#### WRITTEN TASK:
Skip the pictures and extract all of the lines exactly as written.
-- Start --
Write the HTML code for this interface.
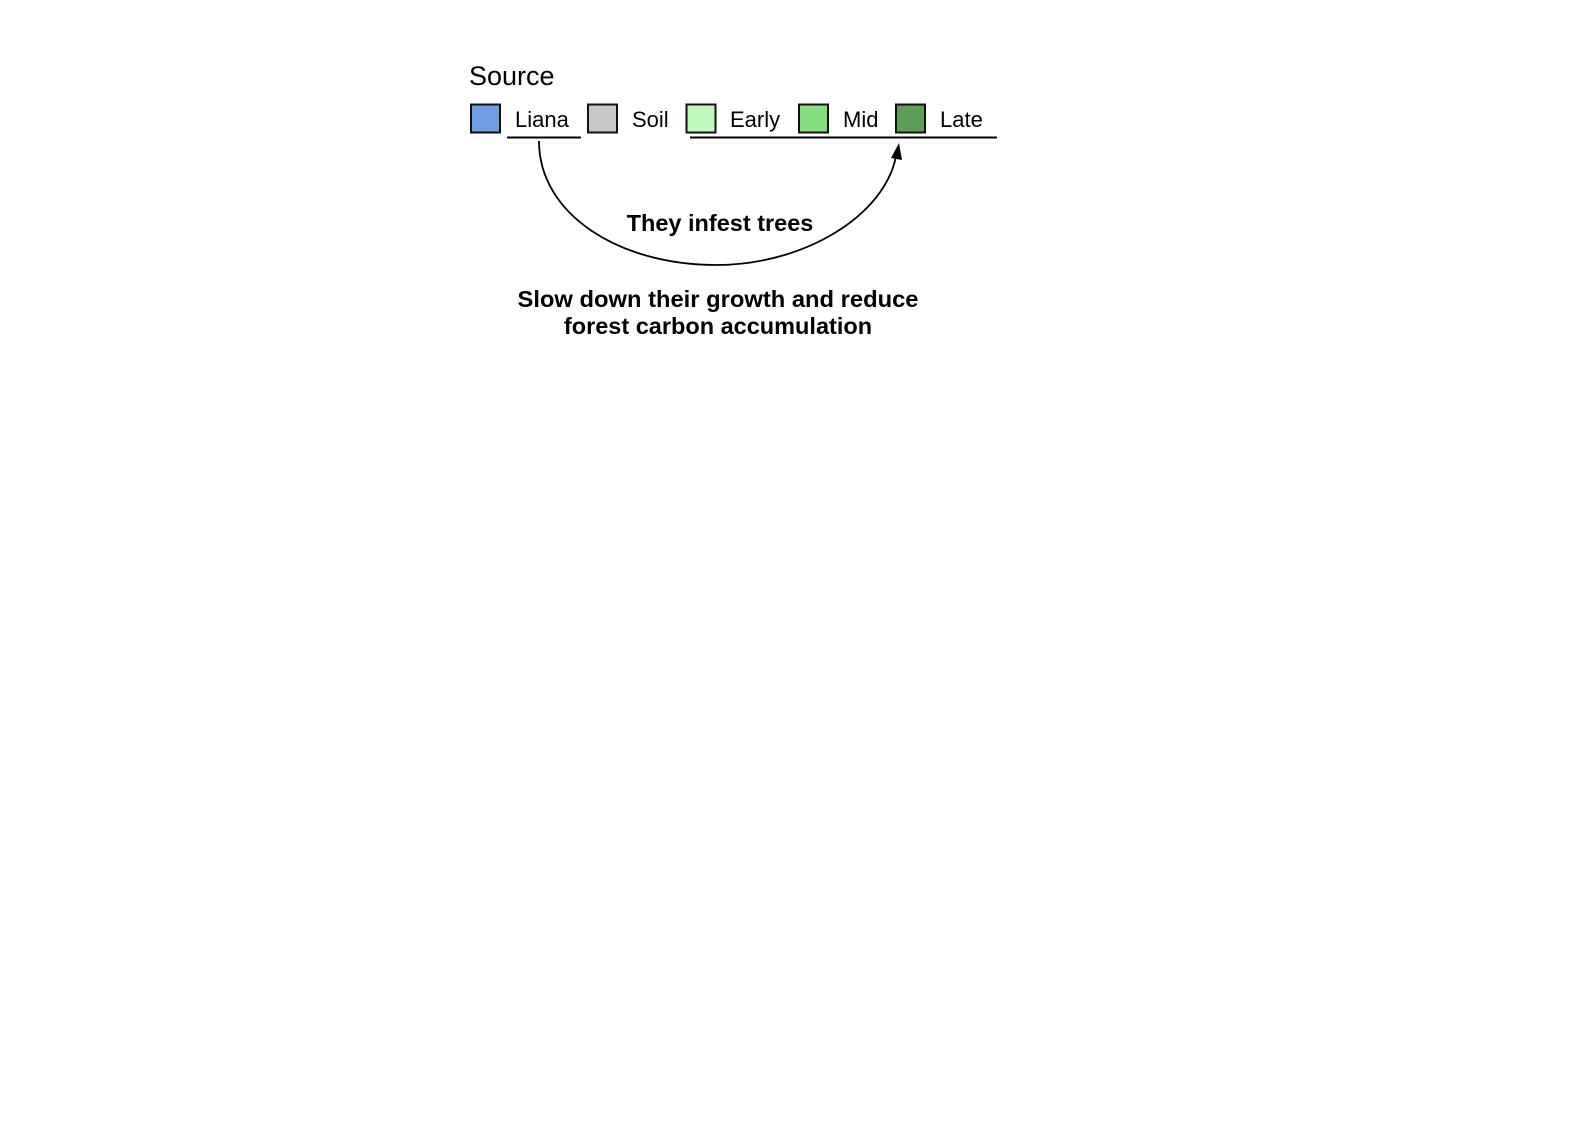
<!DOCTYPE html>
<html><head><meta charset="utf-8"><style>
html,body{margin:0;padding:0;background:#fff;}
svg{display:block;}
text{font-family:"Liberation Sans",sans-serif;fill:#000;}
</style></head><body>
<svg width="1588" height="1122" viewBox="0 0 1588 1122" xmlns="http://www.w3.org/2000/svg">
<text x="469" y="85" font-size="27">Source</text>
<rect x="471" y="104.5" width="29" height="28" fill="#6f9ee0" stroke="#111" stroke-width="2"/>
<text x="515" y="127" font-size="22">Liana</text>
<rect x="588" y="104.5" width="29" height="28" fill="#c8c8c8" stroke="#111" stroke-width="2"/>
<text x="632" y="127" font-size="22">Soil</text>
<rect x="686.5" y="104.5" width="29" height="28" fill="#c0fbbd" stroke="#111" stroke-width="2"/>
<text x="730" y="127" font-size="22">Early</text>
<rect x="799" y="104.5" width="29" height="28" fill="#86df7e" stroke="#111" stroke-width="2"/>
<text x="843" y="127" font-size="22">Mid</text>
<rect x="896" y="104.5" width="29" height="28" fill="#5f9e58" stroke="#111" stroke-width="2"/>
<text x="940" y="127" font-size="22">Late</text>
<line x1="507" y1="137.5" x2="581" y2="137.5" stroke="#000" stroke-width="2"/>
<line x1="690" y1="137.5" x2="997" y2="137.5" stroke="#000" stroke-width="2"/>
<path d="M539 141 C539 215 620 265 716 265 C805 265 885 215 896 156" fill="none" stroke="#000" stroke-width="1.8"/>
<polygon points="899,143 891,158 902,160" fill="#000"/>
<text x="720" y="231" font-size="23.5" font-weight="bold" text-anchor="middle">They infest trees</text>
<text x="718" y="307" font-size="23.5" font-weight="bold" text-anchor="middle" textLength="401" lengthAdjust="spacingAndGlyphs">Slow down their growth and reduce</text>
<text x="718" y="334" font-size="23.5" font-weight="bold" text-anchor="middle">forest carbon accumulation</text>
</svg>
</body></html>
-- End --
#### THE RESPONSE:
Write the HTML code for this interface.
<!DOCTYPE html>
<html><head><meta charset="utf-8"><style>
html,body{margin:0;padding:0;background:#fff;}
svg{display:block;}
text{font-family:"Liberation Sans",sans-serif;fill:#000;}
</style></head><body>
<svg width="1588" height="1122" viewBox="0 0 1588 1122" xmlns="http://www.w3.org/2000/svg">
<text x="469" y="85" font-size="27">Source</text>
<rect x="471" y="104.5" width="29" height="28" fill="#6f9ee0" stroke="#111" stroke-width="2"/>
<text x="515" y="127" font-size="22">Liana</text>
<rect x="588" y="104.5" width="29" height="28" fill="#c8c8c8" stroke="#111" stroke-width="2"/>
<text x="632" y="127" font-size="22">Soil</text>
<rect x="686.5" y="104.5" width="29" height="28" fill="#c0fbbd" stroke="#111" stroke-width="2"/>
<text x="730" y="127" font-size="22">Early</text>
<rect x="799" y="104.5" width="29" height="28" fill="#86df7e" stroke="#111" stroke-width="2"/>
<text x="843" y="127" font-size="22">Mid</text>
<rect x="896" y="104.5" width="29" height="28" fill="#5f9e58" stroke="#111" stroke-width="2"/>
<text x="940" y="127" font-size="22">Late</text>
<line x1="507" y1="137.5" x2="581" y2="137.5" stroke="#000" stroke-width="2"/>
<line x1="690" y1="137.5" x2="997" y2="137.5" stroke="#000" stroke-width="2"/>
<path d="M539 141 C539 215 620 265 716 265 C805 265 885 215 896 156" fill="none" stroke="#000" stroke-width="1.8"/>
<polygon points="899,143 891,158 902,160" fill="#000"/>
<text x="720" y="231" font-size="23.5" font-weight="bold" text-anchor="middle">They infest trees</text>
<text x="718" y="307" font-size="23.5" font-weight="bold" text-anchor="middle" textLength="401" lengthAdjust="spacingAndGlyphs">Slow down their growth and reduce</text>
<text x="718" y="334" font-size="23.5" font-weight="bold" text-anchor="middle">forest carbon accumulation</text>
</svg>
</body></html>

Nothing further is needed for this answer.